Verstehen Sie mich richtig – ich rede da nicht von Sachverhalten, die notwendigerweise geregelt werden müssen:
Finanzdelikte, Kriminaltouristen, Schläger und Raser, Drogenkriminalität, internationaler Terrorismus und einiges mehr – da gibt es kein Pardon! Dagegen brauchen wir strenge Gesetze und Gesetzeshüter.
Wir schaffen aber zusätzlich jedes Jahr tonnenweise neue Gesetze, Verordnungen, Reglemente und Richtlinien.
Findet man ein Joghurt mit überschrittenem Ablaufdatum in einem Regal, führt dies ein halbes Jahr später zu einer Revison des Lebensmittelgesetzes.
Da gibt es in der Schweiz tatsächlich gesetzliche Grundlagen, die die Höchstgeschwindigkeit eines Modellautos auf 15 km/h beschränken.
Ein weiteres Beispiel (von vielen – von allzu vielen!) betrifft die Winterbewilligung für Gartenwirtschaften. Für das Aufstellen eines mobilen Aschenbechers mit Ständer ist eine Bewilligung zwingend. Möchte der Wirt dies nicht, hat er auch die Möglichkeit, einen Aschenbecher mit Wandhalterung anzubringen.

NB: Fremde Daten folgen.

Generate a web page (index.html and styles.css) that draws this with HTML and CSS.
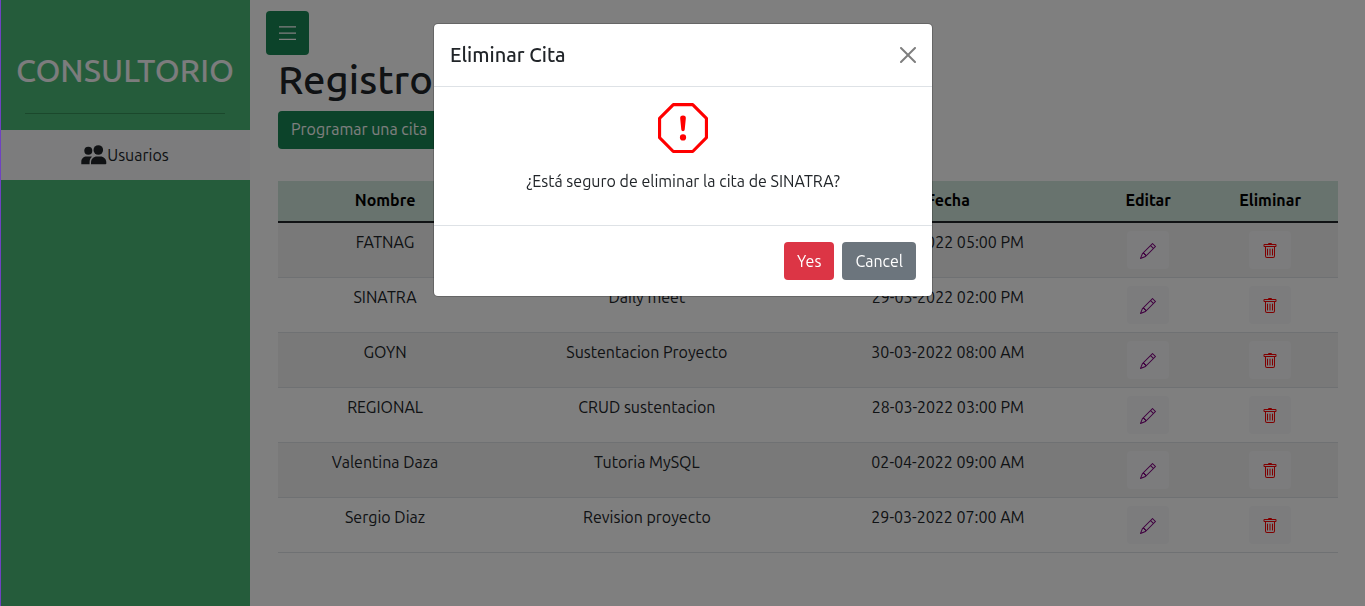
FILE: index.html
```
<!DOCTYPE html>
<html lang="es">
<head>
<meta charset="utf-8">
<meta name="viewport" content="width=device-width, initial-scale=1">
<title>Consultorio</title>
<link rel="stylesheet" href="styles.css">
</head>
<body>
<svg class="sprite" aria-hidden="true">
  <symbol id="pencil" viewBox="0 0 16 16"><path d="M12.146.146a.5.5 0 0 1 .708 0l3 3a.5.5 0 0 1 0 .708l-10 10a.5.5 0 0 1-.168.11l-5 2a.5.5 0 0 1-.65-.65l2-5a.5.5 0 0 1 .11-.168l10-10zM11.207 2.5 13.5 4.793 14.793 3.5 12.5 1.207 11.207 2.5zm1.586 3L10.5 3.207 4 9.707V10h.5a.5.5 0 0 1 .5.5v.5h.5a.5.5 0 0 1 .5.5v.5h.293l6.5-6.5zm-9.761 5.175-.106.106-1.528 3.821 3.821-1.528.106-.106A.5.5 0 0 1 5 12.5V12h-.5a.5.5 0 0 1-.5-.5V11h-.5a.5.5 0 0 1-.468-.325z"/></symbol>
  <symbol id="trash" viewBox="0 0 16 16"><path d="M5.500 5.500A.5.5 0 0 1 6 6v6a.5.5 0 0 1-1 0V6a.5.5 0 0 1 .5-.5zm2.500 0a.5.5 0 0 1 .5.5v6a.5.5 0 0 1-1 0V6a.5.5 0 0 1 .5-.5zm3 .5a.5.5 0 0 0-1 0v6a.5.5 0 0 0 1 0V6z"/><path fill-rule="evenodd" d="M14.500 3a1 1 0 0 1-1 1H13v9a2 2 0 0 1-2 2H5a2 2 0 0 1-2-2V4h-.5a1 1 0 0 1-1-1V2a1 1 0 0 1 1-1H6a1 1 0 0 1 1-1h2a1 1 0 0 1 1 1h3.500a1 1 0 0 1 1 1v1zM4.118 4 4 4.059V13a1 1 0 0 0 1 1h6a1 1 0 0 0 1-1V4.059L11.882 4H4.118zM2.500 3V2h11v1h-11z"/></symbol>
</svg>
<div class="layout">
  <aside class="sidebar">
    <div class="brand">
      <h2 class="brand-name">CONSULTORIO</h2>
      <hr class="brand-rule">
    </div>
    <nav>
      <a class="nav-item" href="#usuarios">
        <svg class="nav-icon" viewBox="0 0 26 20" aria-hidden="true"><circle cx="7.300" cy="5.800" r="4"/><circle cx="17.300" cy="5" r="4.800"/><path d="M.3 19.300v-2.600c0-3.200 2.300-5.200 5.400-5.200h3.600c.6 0 1.200.1 1.700.3-1.500 1.300-2.400 3.200-2.400 5.400v2.100Z"/><path d="M10 19.300v-1.800c0-3.500 2.600-5.900 6-5.900h3.300c3.400 0 6 2.400 6 5.900v1c0 .5-.4.8-.8.8Z"/></svg>
        <span>Usuarios</span>
      </a>
    </nav>
  </aside>
  <main class="content">
    <button class="btn btn-green menu-btn" type="button" aria-label="Menu">
      <svg class="menu-icon" viewBox="0 0 18 16" aria-hidden="true"><path d="M0 1.300h17v1.200H0zM0 7.500h17v1.200H0zM0 13.700h17v1.200H0z"/></svg>
    </button>
    <section class="records">
      <h1 class="page-title">Registro</h1>
      <button class="btn btn-green add-btn" type="button">Programar una cita</button>
      <table class="table">
        <colgroup><col class="c-name"><col class="c-reason"><col class="c-date"><col class="c-edit"><col class="c-delete"></colgroup>
        <thead><tr><th>Nombre</th><th>Motivo</th><th>Fecha</th><th>Editar</th><th>Eliminar</th></tr></thead>
        <tbody>
          <tr><td>FATNAG</td><td>Reunion</td><td>29-03-2022 05:00 PM</td><td><button class="btn btn-light edit" type="button" aria-label="Editar"><svg class="icon"><use href="#pencil"/></svg></button></td><td><button class="btn btn-light delete" type="button" aria-label="Eliminar"><svg class="icon"><use href="#trash"/></svg></button></td></tr>
          <tr><td>SINATRA</td><td>Daily meet</td><td>29-03-2022 02:00 PM</td><td><button class="btn btn-light edit" type="button" aria-label="Editar"><svg class="icon"><use href="#pencil"/></svg></button></td><td><button class="btn btn-light delete" type="button" aria-label="Eliminar"><svg class="icon"><use href="#trash"/></svg></button></td></tr>
          <tr><td>GOYN</td><td>Sustentacion Proyecto</td><td>30-03-2022 08:00 AM</td><td><button class="btn btn-light edit" type="button" aria-label="Editar"><svg class="icon"><use href="#pencil"/></svg></button></td><td><button class="btn btn-light delete" type="button" aria-label="Eliminar"><svg class="icon"><use href="#trash"/></svg></button></td></tr>
          <tr><td>REGIONAL</td><td>CRUD sustentacion</td><td>28-03-2022 03:00 PM</td><td><button class="btn btn-light edit" type="button" aria-label="Editar"><svg class="icon"><use href="#pencil"/></svg></button></td><td><button class="btn btn-light delete" type="button" aria-label="Eliminar"><svg class="icon"><use href="#trash"/></svg></button></td></tr>
          <tr><td>Valentina Daza</td><td>Tutoria MySQL</td><td>02-04-2022 09:00 AM</td><td><button class="btn btn-light edit" type="button" aria-label="Editar"><svg class="icon"><use href="#pencil"/></svg></button></td><td><button class="btn btn-light delete" type="button" aria-label="Eliminar"><svg class="icon"><use href="#trash"/></svg></button></td></tr>
          <tr><td>Sergio Diaz</td><td>Revision proyecto</td><td>29-03-2022 07:00 AM</td><td><button class="btn btn-light edit" type="button" aria-label="Editar"><svg class="icon"><use href="#pencil"/></svg></button></td><td><button class="btn btn-light delete" type="button" aria-label="Eliminar"><svg class="icon"><use href="#trash"/></svg></button></td></tr>
        </tbody>
      </table>
    </section>
  </main>
</div>
<div class="backdrop">
  <div class="modal" role="dialog" aria-modal="true" aria-labelledby="modal-title">
    <header class="modal-header">
      <h5 class="modal-title" id="modal-title">Eliminar Cita</h5>
      <button class="close" type="button" aria-label="Close"><svg class="icon" viewBox="0 0 16 16"><path d="M.293.293a1 1 0 0 1 1.414 0L8 6.586 14.293.293a1 1 0 1 1 1.414 1.414L9.414 8l6.293 6.293a1 1 0 0 1-1.414 1.414L8 9.414l-6.293 6.293a1 1 0 0 1-1.414-1.414L6.586 8 .293 1.707a1 1 0 0 1 0-1.414z"/></svg></button>
    </header>
    <div class="modal-body">
      <svg class="alert-icon" viewBox="0 0 16 16" aria-hidden="true"><path d="M4.540.146A.5.5 0 0 1 4.893 0h6.214a.5.5 0 0 1 .353.146l4.394 4.394a.5.5 0 0 1 .146.353v6.214a.5.5 0 0 1-.146.353l-4.394 4.394a.5.5 0 0 1-.353.146H4.893a.5.5 0 0 1-.353-.146L.146 11.460A.5.5 0 0 1 0 11.107V4.893a.5.5 0 0 1 .146-.353L4.540.146zM5.100 1 1 5.100v5.800L5.100 15h5.800l4.100-4.100V5.100L10.900 1H5.100z"/><path d="M7.002 11a1 1 0 1 1 2 0 1 1 0 0 1-2 0zM7.100 4.995a.905.905 0 1 1 1.800 0l-.350 3.507a.552.552 0 0 1-1.100 0L7.100 4.995z"/></svg>
      <p class="message">¿Está seguro de eliminar la cita de SINATRA?</p>
    </div>
    <footer class="modal-footer">
      <button class="btn btn-danger" type="button">Yes</button>
      <button class="btn btn-secondary" type="button">Cancel</button>
    </footer>
  </div>
</div>
</body>
</html>
```
FILE: styles.css
```
*, *::before, *::after { box-sizing: border-box; }
body {
  margin: 0;
  font: 400 16px/24px Ubuntu, "Noto Sans", "Open Sans", sans-serif;
  color: #212529;
  background: #fff;
}
h1, h2, h5, p { margin: 0; }
.sprite { display: none; }
.icon { display: block; width: 16px; height: 16px; fill: currentColor; }

.layout { display: flex; min-height: 100vh; }
.sidebar { flex: 0 0 250px; background: #4ab876; }
.brand { display: flex; flex-direction: column; gap: 24px; padding: 51px 0 16px; }
.brand-name { color: #f8f9fa; font-size: 32px; font-weight: 550; line-height: 38px; text-align: center; }
.brand-rule { width: 200px; height: 1px; margin: 0 auto; border: 0; background: #379058; }
.nav-item {
  display: flex; align-items: center; justify-content: center;
  height: 50px; background: #f8f9fa; color: #212529; text-decoration: none;
}
.nav-icon { width: 26px; height: 20px; fill: currentColor; }

.content { flex: 1; min-width: 0; padding: 11px 27px 16px 16px; }
.records { padding: 1px 0 0 12px; }
.page-title { margin-bottom: 7px; font-size: 40px; font-weight: 550; line-height: 48px; }

.btn {
  padding: 6px 12px; border: 1px solid transparent; border-radius: 4px;
  font: inherit; color: #fff; cursor: pointer;
}
.btn-green { background: #198754; }
.add-btn { padding: 5px 12px 7px; }
.btn-danger { background: #dc3545; }
.btn-secondary { background: #6c757d; }
.btn-light { display: block; height: 38px; margin: 1px auto 0; padding: 8px 12px 6px; background: #f8f9fa; }
.edit { color: purple; }
.delete { color: red; }
.menu-btn { display: block; width: 43px; height: 44px; padding: 0; }
.menu-icon { display: block; width: 18px; height: 16px; margin: 0 auto; fill: #fff; }

.table { width: 100%; margin-top: 32px; border-collapse: collapse; table-layout: fixed; text-align: center; }
.c-name { width: 20.2%; }
.c-reason { width: 29.2%; }
.c-date { width: 27.6%; }
.c-edit { width: 10.2%; }
.c-delete { width: 12.8%; }
.table th { height: 41px; padding: 7px 8px 8px; vertical-align: top; background: #d1e7dd; color: #000; font-weight: 700; line-height: 24px; border-bottom: 2px solid #212529; }
.table td { height: 55px; padding: 7px 8px; vertical-align: top; border-bottom: 1px solid #dee2e6; }
.table tbody tr:nth-child(odd) { background: #f2f2f2; }

.backdrop {
  position: fixed; inset: 0; padding: 23px 16px;
  background: rgba(0, 0, 0, .5); border-left: 1px solid #6f42c1;
}
.modal {
  max-width: 500px; margin: 0 auto; background: #fff; background-clip: padding-box;
  border: 1px solid rgba(0, 0, 0, .2); border-radius: 5px;
}
.modal-header { display: flex; align-items: center; justify-content: space-between; padding: 16px; border-bottom: 1px solid #dee2e6; }
.modal-title { font-size: 20px; font-weight: 550; line-height: 30px; }
.close { padding: 8px; margin: -8px -8px -8px 0; border: 0; background: none; color: #000; opacity: .5; cursor: pointer; }
.modal-body { display: flex; flex-direction: column; align-items: center; gap: 16px; padding: 16px 16px 32px; }
.alert-icon { width: 50px; height: 50px; fill: red; }
.modal-footer { display: flex; justify-content: flex-end; gap: 8px; padding: 16px; border-top: 1px solid #dee2e6; }
```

Hierfür braucht er gemäss Vorgaben der Stadtverwaltung aber sogar eine Baubewilligung!
Wollen wir, dass uns der Staat mit Ampeln und Stopptafeln im Supermarkt davor schützt, einander umzufahren?

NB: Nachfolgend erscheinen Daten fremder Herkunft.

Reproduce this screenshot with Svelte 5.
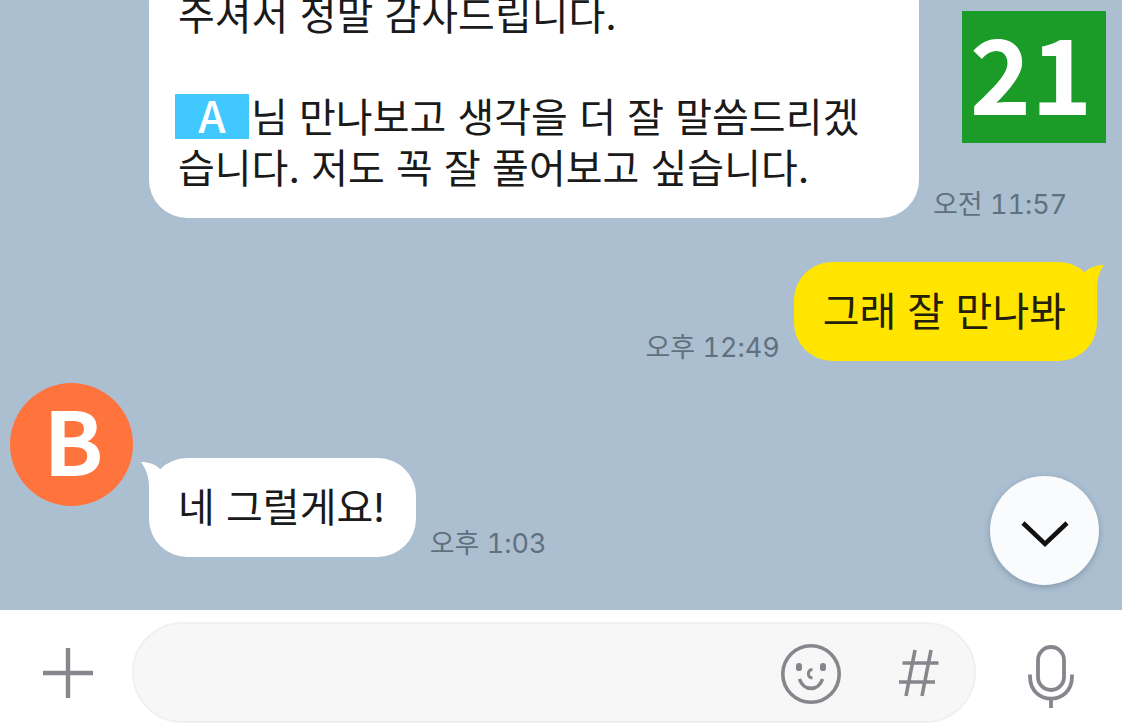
<script>
  let draft = $state('');
</script>

<main class="screen">
  <section class="chat" aria-label="대화">
    <div class="row received continued">
      <p class="bubble long">주셔서 정말 감사드립니다.<br /><br /><span class="name-tag">A</span>님 만나보고 생각을 더 잘 말씀드리겠습니다. 저도 꼭 잘 풀어보고 싶습니다.</p>
      <time datetime="11:57">오전 11:57</time>
    </div>

    <div class="row sent">
      <time datetime="12:49">오후 12:49</time>
      <p class="bubble yellow">
        그래 잘 만나봐
        <svg class="tail tail-right" viewBox="0 0 40 48" aria-hidden="true">
          <path d="M21 10C26 5 33 3 40 3C35 10 33 17 33 27V48H10Z" />
        </svg>
      </p>
    </div>

    <div class="row received first">
      <div class="avatar">B</div>
      <p class="bubble">
        네 그럴게요!
        <svg class="tail tail-left" viewBox="0 0 40 48" aria-hidden="true">
          <path d="M19 11C14 6 8 4 0 4C5 11 8 19 8 28V48H30Z" />
        </svg>
      </p>
      <time datetime="13:03">오후 1:03</time>
    </div>

    <div class="counter">21</div>

    <button class="scroll-down" type="button" aria-label="아래로">
      <svg width="48" height="28" viewBox="0 0 48 28" aria-hidden="true">
        <path d="M2 3L24 24L46 3" fill="none" stroke="#111" stroke-width="4.5" />
      </svg>
    </button>
  </section>

  <form class="composer" onsubmit={(e) => e.preventDefault()}>
    <button class="side add" type="button" aria-label="추가">
      <svg width="52" height="52" viewBox="0 0 52 52" aria-hidden="true">
        <path d="M26 1V51M1 26H51" stroke-width="4.4" />
      </svg>
    </button>
    <div class="field">
      <input type="text" aria-label="메시지" bind:value={draft} />
      <button type="button" aria-label="이모티콘">
        <svg width="60" height="60" viewBox="0 0 60 60" aria-hidden="true">
          <circle cx="30" cy="30" r="28.2" stroke-width="3.6" />
          <g fill="#85878d" stroke="none">
            <rect x="15" y="19" width="6" height="8" rx="2.8" />
            <rect x="39" y="19" width="6" height="8" rx="2.8" />
          </g>
          <path d="M31.5 25.5C26 26 26 33.5 31.5 34" stroke-width="3" />
          <path d="M18.5 35C22.500 47.500 37.500 47.500 41.5 35" stroke-width="3.6" />
        </svg>
      </button>
      <button type="button" aria-label="샵 검색">
        <svg width="60" height="60" viewBox="0 0 60 60" aria-hidden="true">
          <path d="M26 6L17 52M42 6L33 52M13.5 19H49.5M10 38H46" stroke-width="3.6" />
        </svg>
      </button>
    </div>
    <button class="side mic" type="button" aria-label="음성">
      <svg width="50" height="66" viewBox="0 0 50 66" aria-hidden="true">
        <rect x="12" y="4" width="26" height="43" rx="13" stroke-width="3.8" />
        <path d="M4 31.5V33.5C4 63 46 63 46 33.5V31.5M25 55.5V65" stroke-width="3.8" />
      </svg>
    </button>
  </form>
</main>

<style>
  :global(body) {
    margin: 0;
  }

  .screen {
    display: flex;
    flex-direction: column;
    height: 100vh;
    overflow: hidden;
    background: #fff;
    font-family: Inter, 'Noto Sans CJK KR', sans-serif;
  }

  .chat {
    position: relative;
    flex: 1;
    min-height: 0;
    display: flex;
    flex-direction: column;
    justify-content: flex-end;
    padding: 0 25px 53px 10px;
    overflow: hidden;
    background: #abbfd1;
  }

  .row {
    display: flex;
    flex-shrink: 0;
    align-items: flex-end;
    gap: 14px;
  }

  .continued {
    padding-left: 139px;
  }

  .sent {
    justify-content: flex-end;
    margin-top: 44px;
  }

  .first {
    margin-top: 22px;
  }

  .bubble {
    position: relative;
    isolation: isolate;
    margin: 0;
    padding: 24px 31px 24px 29px;
    border-radius: 38px;
    background: #fff;
    color: #1a1a1a;
    font-size: 40px;
    line-height: 51px;
  }

  .long {
    flex: 0 1 710px;
  }

  .yellow {
    background: #ffe500;
    color: #241f0a;
  }

  .name-tag {
    display: inline-block;
    width: 74px;
    height: 45px;
    margin: 0 2px 4px -3px;
    background: #40c8ff;
    color: #fff;
    font-family: 'Noto Sans CJK KR', sans-serif;
    font-size: 44px;
    font-weight: 500;
    line-height: 41px;
    text-align: center;
    vertical-align: bottom;
  }

  .tail {
    position: absolute;
    z-index: -1;
    top: 0;
    width: 40px;
    height: 48px;
  }

  .tail-right {
    right: -7px;
    fill: #ffe500;
  }

  .tail-left {
    left: -8px;
    fill: #fff;
  }

  time {
    flex-shrink: 0;
    color: #61707e;
    font-size: 27px;
    font-variant-numeric: tabular-nums;
    line-height: 26px;
  }

  .avatar {
    flex-shrink: 0;
    align-self: flex-start;
    box-sizing: border-box;
    width: 123px;
    height: 123px;
    margin-right: 2px;
    padding-left: 4px;
    border-radius: 50%;
    background: #ff733c;
    color: #fff;
    font-family: 'Noto Sans CJK KR', sans-serif;
    font-size: 88px;
    font-weight: 700;
    line-height: 110px;
    text-align: center;
  }

  .first .bubble {
    margin-top: 75px;
  }

  .counter {
    position: absolute;
    top: 11px;
    right: 16px;
    box-sizing: border-box;
    width: 144px;
    height: 132px;
    padding-right: 6px;
    background: #1b9b28;
    color: #fff;
    font-family: 'Noto Sans CJK KR', sans-serif;
    font-size: 104px;
    font-weight: 700;
    line-height: 118px;
    text-align: center;
  }

  button {
    display: flex;
    align-items: center;
    justify-content: center;
    flex-shrink: 0;
    padding: 0;
    border: 0;
    background: none;
    cursor: pointer;
  }

  .scroll-down {
    position: absolute;
    right: 23px;
    bottom: 25px;
    width: 109px;
    height: 109px;
    padding-top: 6px;
    border-radius: 50%;
    background: #f9fbfd;
    box-shadow: 0 2px 6px rgba(60, 80, 100, 0.35);
  }

  .composer {
    display: flex;
    flex-shrink: 0;
    padding-top: 12px;
    background: #fff;
  }

  .composer svg {
    fill: none;
    stroke: #85878d;
  }

  .side {
    height: 101px;
  }

  .add {
    width: 132px;
    padding-left: 4px;
  }

  .mic {
    width: 146px;
    padding: 6px 0 0 4px;
  }

  .field {
    display: flex;
    flex: 1;
    align-items: center;
    gap: 48px;
    box-sizing: border-box;
    min-width: 0;
    height: 101px;
    padding: 2px 25px 0 40px;
    border: 2px solid #f0f0f0;
    border-radius: 51px;
    background: #f7f7f7;
  }

  input {
    flex: 1;
    min-width: 0;
    border: 0;
    outline: 0;
    background: none;
    color: #1a1a1a;
    font: inherit;
    font-size: 40px;
  }
</style>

Der franz. Schriftsteller und Philisoph Montesqieu brachte es auf den Punkt:
«Wenn es nicht notwendig ist, ein Gesetz zu machen, dann ist es notwendig, kein Gesetz zu machen.»
Und vergessen wir nicht: Mehr Gesetze bedeuten auch mehr Gesetzeshüter und jedes Mal weniger Eigenverantwortung!
An dieser Stelle will ich einen Appell an den gesunden Menschenverstand richten– nur die Freiheit des menschlichen Denkens hat uns Menschen dahin gebracht, wo wir heute stehen: Freies Denken hat uns den heutigen Stand der Technik, der Wissenschaft und unseren Lebensstandard ermöglicht – und nicht grosse Berge von Dokumenten.
Es gibt nichts Bequemeres als das Handeln und die Denkweise der grossen Mehrheit anzunehmen.
Wer nicht selber denken mag, lässt sich mittreiben, handelt und urteilt wie alle anderen. Was die anderen gut oder schlecht finden, findet auch er recht oder schlecht!
Kommt also in uns Schadenfreude auf, sobald andere mit neuen Ideen scheitern? Ahnden wir den kleinsten Fehler und erheben schnell den Mahnfinger?
Gerade damit hindern wir aber einander, den Kopf frei genug zu haben, um kreativ und innovativ zu sein!
Das lehren uns unsere Vorfahren, die für die Freiheit kämpften: Nur wer etwas wagt, gewinnt. Im Wagnis aber liegt immer das Risiko des Scheiterns.
Wir sollten einander den Rücken stärken und uns nicht gegenseitig in den Rücken fallen, wenn einer etwas wagt.
Hochvertraute liebe Mitlandleute
Freiheit bedeutet nicht nur Freiraum erhalten, sondern auch Verantwortung übernehmen.
Freiheit bedeutet nicht nur die Freiheit des Habens und Brauchens, Freiheit nimmt einen auch in die Pflicht.
Ein freier Mensch trägt Verantwortung und braucht Mut, denn ein ängstlicher Mitläufer kann niemals frei sein.
Darum fordere ich Sie auf: Ballen Sie nicht die Faust im Sack! Wettern Sie nicht über politische Entscheide!
Sondern bringen Sie sich in Gremien und Institutionen ein, gehen Sie an die Urne, engagieren Sie sich in politischen und gesellschaftlichen Entscheidungsprozessen und stehen so ein für unsere Freiheit, leben Sie unsere demokratische Freiheit!
Bei meiner letzten Fahrtsrede habe ich den Dienst an der Gemeinschaft in den Vordergrund gestellt.
Lassen Sie mich heute einen Appell an den gesunden Menschenverstand, Mut und Eigenverantwortung richten!
Für unseren Kanton, für unsere Schweiz!
In diesem Sinne bitte ich für Land und Volk von Glarus um den Machtschutz Gottes!